"Bu Romanda Zaman, Benim"


“Gürsel Korat’ın okuru olmak, keskin bir edebiyat bilincinin yarattıklarıyla çeşitli düzlemlerde diyaloğa girmektir. Edebiyatının alanını sürekli derinleştiren, derinleştirerek genişleten bir yazardır Korat. Romanları, öyküleri, denemeleri, edebiyat üzerine düşünceleriyle tutarlı olan, yinelemeyi reddeden, yenileyen bir yazınsal yolculuğun farklı dallardaki ürünleridir.”
Nursel Duruel, Aralık 2010 Cumhuriyet Kitap

Röportajdan seçmeler

“Andronikos Komninos’un yaşam mücadelesine hayretle baktığımı saklayamam, bu nedenle hiç de istemediğim halde, Doğu Roma soylularının yanında buldum kendimi. Elbette Selçuklu soylularının da. Bildiğiniz gibi benim hiç soylularla işim olmamıştı. 'Peki, dur bakalım' diyerek kendime bir serinlik verdim. Dikkat etmem gerekirdi, çünkü soyluların hayatını anlatanın diline onların dili siner, tarihi roman yazanların kasıla kasıla ettiği her tumturaklı laf retorik şişinmeye dönüşür, o tarihi kişinin dili romancıyı tutsak eder. Açıkçası, roman yazarı tarihi kişinin hayatını iğfal ederken, tarihi kişi de romancının dilini ele geçirir.”
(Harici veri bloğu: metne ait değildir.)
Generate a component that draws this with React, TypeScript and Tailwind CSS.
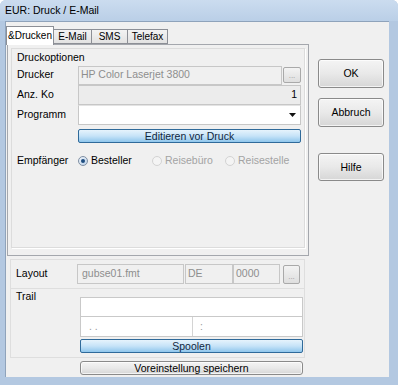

“Rüya Körü’nde benim zamana ait yeni aforizmalarım var. Bu romanda zaman, benim. Yazmanın giderek benim için bir ruhsal dönüşüm ritüeli haline geldiğini düşünmüyor değilim.”
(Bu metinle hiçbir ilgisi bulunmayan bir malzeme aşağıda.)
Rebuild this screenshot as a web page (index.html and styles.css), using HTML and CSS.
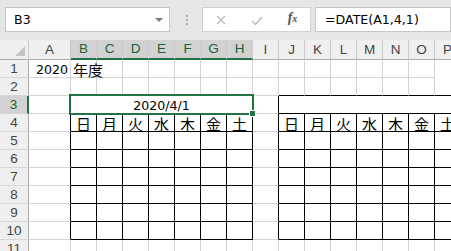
FILE: index.html
```html
<!DOCTYPE html>
<html lang="ja">
<head>
    <meta charset="UTF-8">
    <title>2020 年度 - Excel</title>
    <link rel="stylesheet" href="styles.css">
</head>
<body>
    <div class="formula-bar">
        <div class="name-box">B3<span class="dropdown"></span></div>
        <span class="grip"></span>
        <div class="fx-buttons">
            <span class="btn btn-cancel">
                <svg width="10" height="10" viewBox="0 0 10 10"><path d="M1 1 L9 9 M9 1 L1 9" stroke="#b9b9b9" stroke-width="1.2" fill="none"/></svg>
            </span>
            <span class="btn btn-enter">
                <svg width="12" height="10" viewBox="0 0 12 10"><path d="M1 5 L4.5 8.5 L11 1" stroke="#b9b9b9" stroke-width="1.3" fill="none"/></svg>
            </span>
            <span class="btn btn-fx">f<sub>x</sub></span>
        </div>
        <div class="formula">=DATE(A1,4,1)</div>
    </div>

    <div class="sheet">
        <table class="grid">
            <thead>
                <tr>
                    <th class="corner"><span class="corner-tri"></span></th>
                    <th class="col-a">A</th>
                    <th class="sel">B</th><th class="sel">C</th><th class="sel">D</th><th class="sel">E</th><th class="sel">F</th><th class="sel">G</th><th class="sel">H</th>
                    <th>I</th><th>J</th><th>K</th><th>L</th><th>M</th><th>N</th><th>O</th><th>P</th>
                </tr>
            </thead>
            <tbody>
                <tr>
                    <th>1</th><td class="num">2020</td><td class="jp">年度</td>
                    <td></td><td></td><td></td><td></td><td></td><td></td><td></td><td></td><td></td><td></td><td></td><td></td><td></td>
                </tr>
                <tr class="pre">
                    <th>2</th><td class="gap"></td>
                    <td></td><td></td><td></td><td></td><td></td><td></td><td></td>
                    <td class="gap"></td>
                    <td></td><td></td><td></td><td></td><td></td><td></td><td></td>
                </tr>
                <tr class="cal">
                    <th class="sel-row">3</th><td class="gap"></td>
                    <td colspan="7" class="title">2020/4/1</td>
                    <td class="gap"></td>
                    <td colspan="7" class="title"></td>
                </tr>
                <tr class="cal days">
                    <th>4</th><td class="gap"></td>
                    <td>日</td><td>月</td><td>火</td><td>水</td><td>木</td><td>金</td><td>土</td>
                    <td class="gap"></td>
                    <td>日</td><td>月</td><td>火</td><td>水</td><td>木</td><td>金</td><td>土</td>
                </tr>
                <tr class="cal">
                    <th>5</th><td class="gap"></td>
                    <td></td><td></td><td></td><td></td><td></td><td></td><td></td>
                    <td class="gap"></td>
                    <td></td><td></td><td></td><td></td><td></td><td></td><td></td>
                </tr>
                <tr class="cal">
                    <th>6</th><td class="gap"></td>
                    <td></td><td></td><td></td><td></td><td></td><td></td><td></td>
                    <td class="gap"></td>
                    <td></td><td></td><td></td><td></td><td></td><td></td><td></td>
                </tr>
                <tr class="cal">
                    <th>7</th><td class="gap"></td>
                    <td></td><td></td><td></td><td></td><td></td><td></td><td></td>
                    <td class="gap"></td>
                    <td></td><td></td><td></td><td></td><td></td><td></td><td></td>
                </tr>
                <tr class="cal">
                    <th>8</th><td class="gap"></td>
                    <td></td><td></td><td></td><td></td><td></td><td></td><td></td>
                    <td class="gap"></td>
                    <td></td><td></td><td></td><td></td><td></td><td></td><td></td>
                </tr>
                <tr class="cal">
                    <th>9</th><td class="gap"></td>
                    <td></td><td></td><td></td><td></td><td></td><td></td><td></td>
                    <td class="gap"></td>
                    <td></td><td></td><td></td><td></td><td></td><td></td><td></td>
                </tr>
                <tr class="cal">
                    <th>10</th><td class="gap"></td>
                    <td></td><td></td><td></td><td></td><td></td><td></td><td></td>
                    <td class="gap"></td>
                    <td></td><td></td><td></td><td></td><td></td><td></td><td></td>
                </tr>
                <tr>
                    <th>11</th><td></td>
                    <td></td><td></td><td></td><td></td><td></td><td></td><td></td>
                    <td></td>
                    <td></td><td></td><td></td><td></td><td></td><td></td><td></td>
                </tr>
            </tbody>
        </table>

        <!-- active cell B3:H3 -->
        <div class="selection"><span class="fill-handle"></span></div>
    </div>
</body>
</html>
```

FILE: styles.css
```css
* {
    box-sizing: border-box;
}

body {
    margin: 0;
    width: 451px;
    height: 251px;
    overflow: hidden;
    background-color: #fff;
    color: #000;
    font-family: "DejaVu Sans", "Noto Sans CJK JP", sans-serif;
    font-size: 12.6px;
}

/* formula bar */

.formula-bar {
    display: flex;
    align-items: flex-start;
    height: 40px;
    padding: 7px 0 0 5px;
    background-color: #e6e6e6;
}

.name-box {
    position: relative;
    width: 165px;
    height: 25px;
    padding-left: 8px;
    line-height: 23px;
    background-color: #fff;
    border: 1px solid #c6c6c6;
}

.dropdown {
    position: absolute;
    right: 6px;
    top: 10px;
    border-left: 4px solid transparent;
    border-right: 4px solid transparent;
    border-top: 4px solid #7a7a7a;
}

.grip {
    width: 2px;
    height: 2px;
    margin: 8px 14px 0 16px;
    background-color: #ababab;
    box-shadow: 0 4px #ababab, 0 8px #ababab;
}

.fx-buttons {
    display: flex;
    align-items: center;
    width: 109px;
    height: 25px;
    background-color: #fff;
    border: 1px solid #d0d0d0;
}

.btn {
    display: flex;
    justify-content: center;
    align-items: center;
}

.btn-cancel {
    width: 36px;
}

.btn-enter {
    width: 38px;
    padding-top: 2px;
}

.btn-fx {
    width: 36px;
    padding-bottom: 3px;
    color: #555;
    font-family: "Liberation Serif", serif;
    font-style: italic;
    font-weight: bold;
    font-size: 14px;
}

.btn-fx sub {
    font-size: 10px;
    vertical-align: -2px;
}

.formula {
    flex: 1;
    height: 25px;
    margin-left: 4px;
    padding-left: 9px;
    line-height: 23px;
    background-color: #fff;
    border: 1px solid #c6c6c6;
}

/* sheet */

.sheet {
    position: relative;
}

.grid {
    width: 461px;
    table-layout: fixed;
    border-collapse: separate;
    border-spacing: 0;
}

.grid th,
.grid td {
    height: 18px;
    padding: 0;
    line-height: 14px;
    vertical-align: bottom;
    white-space: nowrap;
    overflow: visible;
    border-right: 1px solid #d4d4d4;
    border-bottom: 1px solid #d4d4d4;
}

.grid th {
    font-family: "Liberation Sans", sans-serif;
    font-size: 13.5px;
    font-weight: normal;
    color: #444;
    text-align: center;
    background-color: #efefef;
}

.grid thead th {
    width: 26px;
    height: 20px;
    vertical-align: middle;
    border-right-color: #cbcbcb;
    border-bottom-color: #ababab;
}

.grid tbody th {
    padding-bottom: 1px;
    border-right-color: #ababab;
    border-bottom-color: #d6d6d6;
}

.grid .corner {
    width: 29px;
    position: relative;
}

.corner-tri {
    position: absolute;
    right: 3px;
    bottom: 3px;
    border-left: 10px solid transparent;
    border-bottom: 10px solid #c4c4c4;
}

.grid .col-a {
    width: 42px;
}

.grid thead th.sel {
    background-color: #d2d2d2;
    color: #1e5e3a;
    border-bottom: 2px solid #217346;
}

.grid tbody th.sel-row {
    background-color: #d2d2d2;
    color: #1e5e3a;
    border-right: 2px solid #217346;
}

.num {
    text-align: right;
    padding-right: 2px !important;
}

.jp {
    padding-left: 2px !important;
    font-family: "Noto Sans CJK JP", sans-serif;
    font-size: 15px;
}

.title {
    text-align: center;
}

.days td {
    text-align: center;
    font-family: "Noto Sans CJK JP", sans-serif;
    font-size: 15px;
}

/* black borders of both calendars */

.pre td {
    border-bottom-color: #000;
}

.cal td {
    border-right-color: #000;
    border-bottom-color: #000;
}

.pre td.gap,
.cal td.gap {
    border-bottom-color: #d4d4d4;
}

.pre td.gap {
    border-right-color: #d4d4d4;
}

.selection {
    position: absolute;
    left: 69px;
    top: 54px;
    width: 185px;
    height: 21px;
    border: 2px solid #217346;
}

.fill-handle {
    position: absolute;
    right: -3px;
    bottom: -3px;
    width: 5px;
    height: 5px;
    background-color: #217346;
    box-shadow: 0 0 0 1px #fff;
}
```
“Rüya Körü’nü çalışırken teknikle ilgili olarak hiç yapılmadığını düşündüğüm şeylerden birini yapmaya karar verdim: Genellikle roman veya öykü anlatıcısı, geçmiş zamandan geleceğe doğru akan olayları sıraya koyar, zihnimizi düzçizgisel bir anlam bütünü içinde hizalar. Bu hareket, geçmişten günümüze doğru akan olayların 'şimdi' ekseninde toparlanması yoluyla olur. Ben, ilk kez geleceği de söyleyen, bunu şimdiyi anlamada bir teknik düzey olarak cisimlendiren bir roman yazmaya karar verdim. Rüya Körü, geçmişin ve geleceğin sürekli açıklandığı bir şimdiki zaman romanıdır. Oysa biz daha çok geçmişi ve şimdiyi açıklayan anlatım biçimlerine alışkınızdır.”
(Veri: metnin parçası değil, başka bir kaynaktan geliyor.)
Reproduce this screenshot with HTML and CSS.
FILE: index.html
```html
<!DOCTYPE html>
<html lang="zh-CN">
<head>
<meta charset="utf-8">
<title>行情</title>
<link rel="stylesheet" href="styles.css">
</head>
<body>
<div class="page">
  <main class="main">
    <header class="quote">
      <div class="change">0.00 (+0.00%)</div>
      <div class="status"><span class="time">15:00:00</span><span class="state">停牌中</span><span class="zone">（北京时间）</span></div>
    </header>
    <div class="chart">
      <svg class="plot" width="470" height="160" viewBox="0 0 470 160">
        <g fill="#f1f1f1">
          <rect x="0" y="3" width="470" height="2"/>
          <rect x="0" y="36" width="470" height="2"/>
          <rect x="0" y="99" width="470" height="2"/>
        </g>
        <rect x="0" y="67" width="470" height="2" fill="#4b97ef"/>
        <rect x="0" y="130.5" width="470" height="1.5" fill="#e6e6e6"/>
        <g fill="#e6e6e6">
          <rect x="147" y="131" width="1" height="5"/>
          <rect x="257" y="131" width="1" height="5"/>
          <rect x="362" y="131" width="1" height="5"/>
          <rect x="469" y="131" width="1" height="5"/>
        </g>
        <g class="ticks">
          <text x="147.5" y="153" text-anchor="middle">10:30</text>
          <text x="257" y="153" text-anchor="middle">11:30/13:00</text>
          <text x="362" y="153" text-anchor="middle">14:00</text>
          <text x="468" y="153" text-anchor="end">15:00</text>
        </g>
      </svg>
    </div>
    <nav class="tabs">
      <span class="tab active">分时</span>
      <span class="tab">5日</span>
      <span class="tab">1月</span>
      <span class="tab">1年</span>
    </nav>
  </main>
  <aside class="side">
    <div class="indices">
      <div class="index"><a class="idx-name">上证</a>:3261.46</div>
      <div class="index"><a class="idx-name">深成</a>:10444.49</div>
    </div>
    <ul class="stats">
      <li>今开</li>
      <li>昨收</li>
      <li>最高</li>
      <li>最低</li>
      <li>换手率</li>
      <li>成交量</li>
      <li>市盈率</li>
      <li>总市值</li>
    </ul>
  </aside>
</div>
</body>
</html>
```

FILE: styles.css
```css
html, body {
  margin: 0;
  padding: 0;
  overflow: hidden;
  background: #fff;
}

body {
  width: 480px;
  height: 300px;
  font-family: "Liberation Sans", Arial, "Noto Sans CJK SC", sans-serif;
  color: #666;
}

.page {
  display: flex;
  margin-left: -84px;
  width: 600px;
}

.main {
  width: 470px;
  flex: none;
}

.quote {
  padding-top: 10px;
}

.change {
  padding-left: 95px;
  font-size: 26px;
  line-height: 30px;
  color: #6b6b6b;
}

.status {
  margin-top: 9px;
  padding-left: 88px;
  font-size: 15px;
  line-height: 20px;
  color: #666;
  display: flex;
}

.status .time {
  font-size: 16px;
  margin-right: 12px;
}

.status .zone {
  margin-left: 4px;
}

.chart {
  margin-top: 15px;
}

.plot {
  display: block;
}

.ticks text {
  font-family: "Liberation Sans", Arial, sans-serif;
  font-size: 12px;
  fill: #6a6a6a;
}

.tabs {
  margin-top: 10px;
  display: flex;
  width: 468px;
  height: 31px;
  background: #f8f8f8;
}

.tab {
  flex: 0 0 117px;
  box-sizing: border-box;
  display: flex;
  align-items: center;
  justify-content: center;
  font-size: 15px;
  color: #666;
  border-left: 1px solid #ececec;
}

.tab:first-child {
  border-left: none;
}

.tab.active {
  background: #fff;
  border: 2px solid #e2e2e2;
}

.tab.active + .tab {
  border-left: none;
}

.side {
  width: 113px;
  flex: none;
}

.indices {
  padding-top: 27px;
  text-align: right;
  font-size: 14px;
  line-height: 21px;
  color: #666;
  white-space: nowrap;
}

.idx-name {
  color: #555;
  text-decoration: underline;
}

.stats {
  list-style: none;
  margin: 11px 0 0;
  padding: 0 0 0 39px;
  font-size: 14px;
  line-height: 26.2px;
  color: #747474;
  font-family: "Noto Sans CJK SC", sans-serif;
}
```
“Belleğimizin ve anımsamanın doğasının yalnızca zihinsel değil duyusal olduğunu çocukluğumdan beri kendi bedenimde deneyliyorum. Bu benim bedenimde olduğuna göre tüm insanlığın ortak deneyimidir. Çünkü her yazar gibi ben de insanlığı kendi bedeninde sınayan bir duygu, düşünce ve bilgi araştırmacısıyım.”

“Bizans çağına bakan kuruluş romanları 'çürüme', 'kokuşmuşluk' ve 'yozlaşma' gibi ahlaki tezler üzerinden Bizans eleştirisi yapmıştır. Talih, insanları romancının yargılayıp mahkûm ettiği tarihi kişilerin romanını okumaktan ve öylesi romanları beğenen bir saflık düzeyinde bulunmaktan korusun. Benim romancı olarak insanlığa ait olan hiçbir toplumsal ve tarihsel düzeyi ve kişiyi yargılama yetkim yok. Bilgi düzeyinde yapabildiğim tartışmayı romanda yapamam. Romanda aslına sadık olmaya çalıştığım şeyleri bırakırım sadece, isteyen de tartışır. Örneğin, Bizans İmparatorluğu kavramını hiç kullanmam, çünkü 17. yüzyıldan itibaren, yani Bizans yıkıldıktan çok sonra bu kavram, dönemi adlandırmada kullanıldı. Doğu Romalıların kendilerine Bizans dendiğinden haberi yoktu. Aynı şekilde hiçbir zaman tarihte 'Anadolu Selçuklu Devleti' adıyla bir devlet var olmamıştı; bu devletin adı 'Konya Rum Sultanlığı'ydı. Ben romanda bunu kullanıp geçtim, açıklamaya hiç başvurmadım. 'Anadolu Selçuklu Devleti', ulusal devletin tarihi yazılırken, tarihçiler tarafından konulmuş bir addır. Konya Rum Sultanı’nın, Anadolu Selçuklu Devleti diye bir devletin başı olduğunu bildiği söylenemezdi.”